**RECORD EXCERPTS**:

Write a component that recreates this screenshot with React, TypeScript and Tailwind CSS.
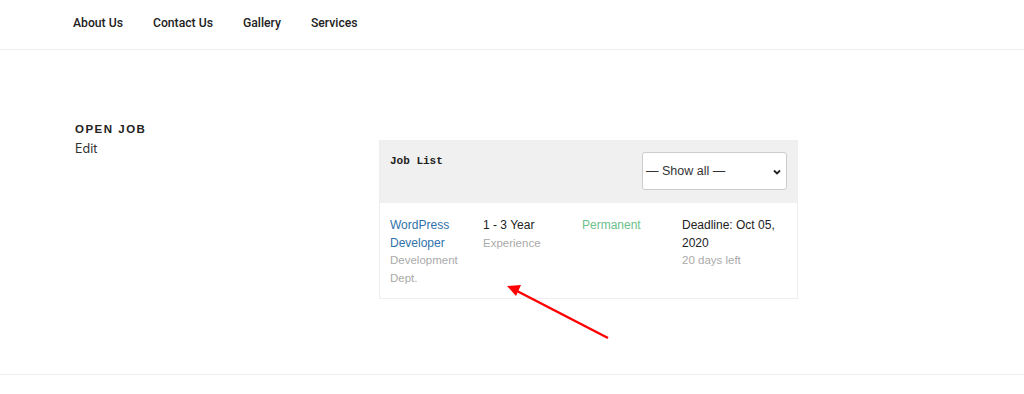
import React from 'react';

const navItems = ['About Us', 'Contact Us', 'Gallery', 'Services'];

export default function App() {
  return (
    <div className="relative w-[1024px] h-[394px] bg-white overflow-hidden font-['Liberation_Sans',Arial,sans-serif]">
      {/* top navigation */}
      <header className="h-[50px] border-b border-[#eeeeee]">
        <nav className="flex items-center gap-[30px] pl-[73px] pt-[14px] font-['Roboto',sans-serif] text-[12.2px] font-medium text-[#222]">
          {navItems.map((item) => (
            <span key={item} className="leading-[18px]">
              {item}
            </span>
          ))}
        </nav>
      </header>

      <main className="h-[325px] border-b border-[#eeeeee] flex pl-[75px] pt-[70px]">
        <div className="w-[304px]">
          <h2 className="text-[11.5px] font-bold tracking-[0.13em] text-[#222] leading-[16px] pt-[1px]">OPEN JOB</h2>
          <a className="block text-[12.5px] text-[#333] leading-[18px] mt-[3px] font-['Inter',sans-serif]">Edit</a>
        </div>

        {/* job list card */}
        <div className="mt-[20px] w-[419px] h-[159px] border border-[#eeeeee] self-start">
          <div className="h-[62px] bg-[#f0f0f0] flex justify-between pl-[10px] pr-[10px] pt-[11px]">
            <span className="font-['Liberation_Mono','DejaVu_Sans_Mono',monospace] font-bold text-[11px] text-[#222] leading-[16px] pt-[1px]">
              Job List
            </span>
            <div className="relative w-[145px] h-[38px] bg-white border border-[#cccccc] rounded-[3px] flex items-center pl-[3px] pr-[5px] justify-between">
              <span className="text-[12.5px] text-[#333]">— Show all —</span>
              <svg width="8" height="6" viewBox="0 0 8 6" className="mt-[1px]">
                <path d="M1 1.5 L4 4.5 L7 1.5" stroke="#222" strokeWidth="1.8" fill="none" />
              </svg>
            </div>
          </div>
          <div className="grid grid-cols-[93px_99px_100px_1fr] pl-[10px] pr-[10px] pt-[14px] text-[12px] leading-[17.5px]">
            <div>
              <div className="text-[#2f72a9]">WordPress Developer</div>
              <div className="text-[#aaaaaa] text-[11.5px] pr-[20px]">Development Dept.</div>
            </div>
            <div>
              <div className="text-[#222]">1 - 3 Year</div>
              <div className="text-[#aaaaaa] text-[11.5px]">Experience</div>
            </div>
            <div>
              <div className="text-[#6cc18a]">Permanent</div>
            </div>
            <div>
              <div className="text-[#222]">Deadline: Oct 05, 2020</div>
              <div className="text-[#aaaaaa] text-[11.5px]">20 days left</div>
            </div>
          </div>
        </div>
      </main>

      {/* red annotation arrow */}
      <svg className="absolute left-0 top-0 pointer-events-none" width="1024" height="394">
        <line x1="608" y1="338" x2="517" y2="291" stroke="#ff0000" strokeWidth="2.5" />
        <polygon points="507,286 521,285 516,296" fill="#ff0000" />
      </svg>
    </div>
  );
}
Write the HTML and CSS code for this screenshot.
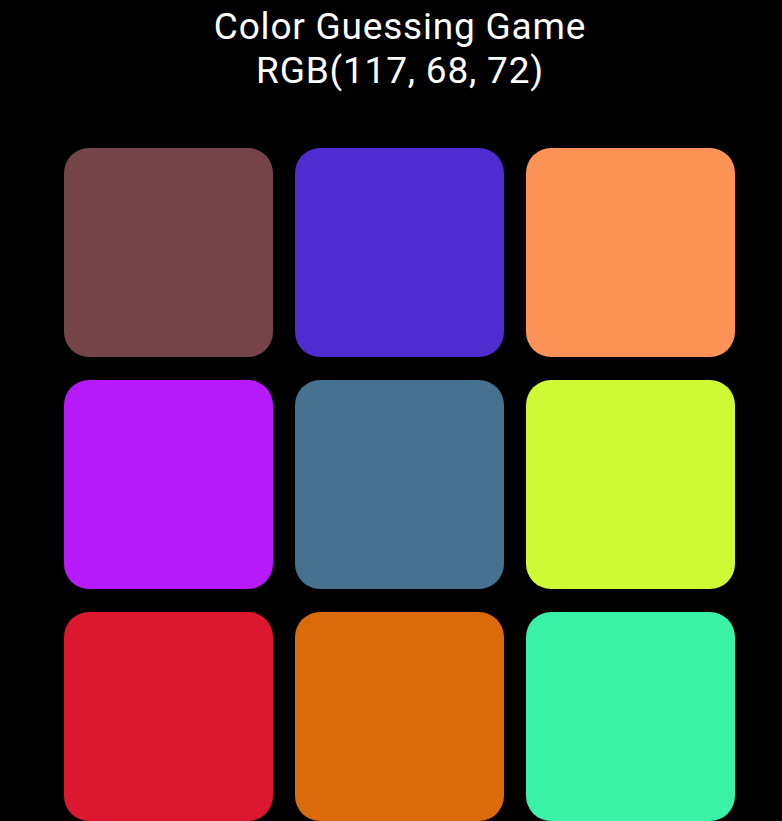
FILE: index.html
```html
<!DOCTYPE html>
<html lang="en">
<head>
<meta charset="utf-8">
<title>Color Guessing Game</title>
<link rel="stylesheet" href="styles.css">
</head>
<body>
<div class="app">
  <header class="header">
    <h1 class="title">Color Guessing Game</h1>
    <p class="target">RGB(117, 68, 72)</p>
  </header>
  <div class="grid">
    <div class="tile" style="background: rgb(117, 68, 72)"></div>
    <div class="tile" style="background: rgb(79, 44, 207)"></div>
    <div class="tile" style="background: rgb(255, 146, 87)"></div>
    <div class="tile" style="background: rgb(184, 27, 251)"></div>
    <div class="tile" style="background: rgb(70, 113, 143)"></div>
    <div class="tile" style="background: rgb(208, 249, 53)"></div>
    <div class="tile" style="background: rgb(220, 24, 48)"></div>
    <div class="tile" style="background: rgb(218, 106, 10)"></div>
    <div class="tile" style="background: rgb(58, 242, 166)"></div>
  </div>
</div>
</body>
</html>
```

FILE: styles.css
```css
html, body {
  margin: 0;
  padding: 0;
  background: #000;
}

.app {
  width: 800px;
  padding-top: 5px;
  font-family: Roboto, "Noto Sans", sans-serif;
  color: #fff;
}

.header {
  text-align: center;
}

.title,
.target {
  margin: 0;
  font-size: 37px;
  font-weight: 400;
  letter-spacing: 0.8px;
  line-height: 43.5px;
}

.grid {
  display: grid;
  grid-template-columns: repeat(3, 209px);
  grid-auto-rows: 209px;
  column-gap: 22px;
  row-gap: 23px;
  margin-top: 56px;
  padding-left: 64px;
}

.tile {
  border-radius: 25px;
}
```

**TO BE DONE**: Take every line from the records above that has the word "Write" and copy it.

**WRITTEN ANSWER**:
Write a component that recreates this screenshot with React, TypeScript and Tailwind CSS.
Write the HTML and CSS code for this screenshot.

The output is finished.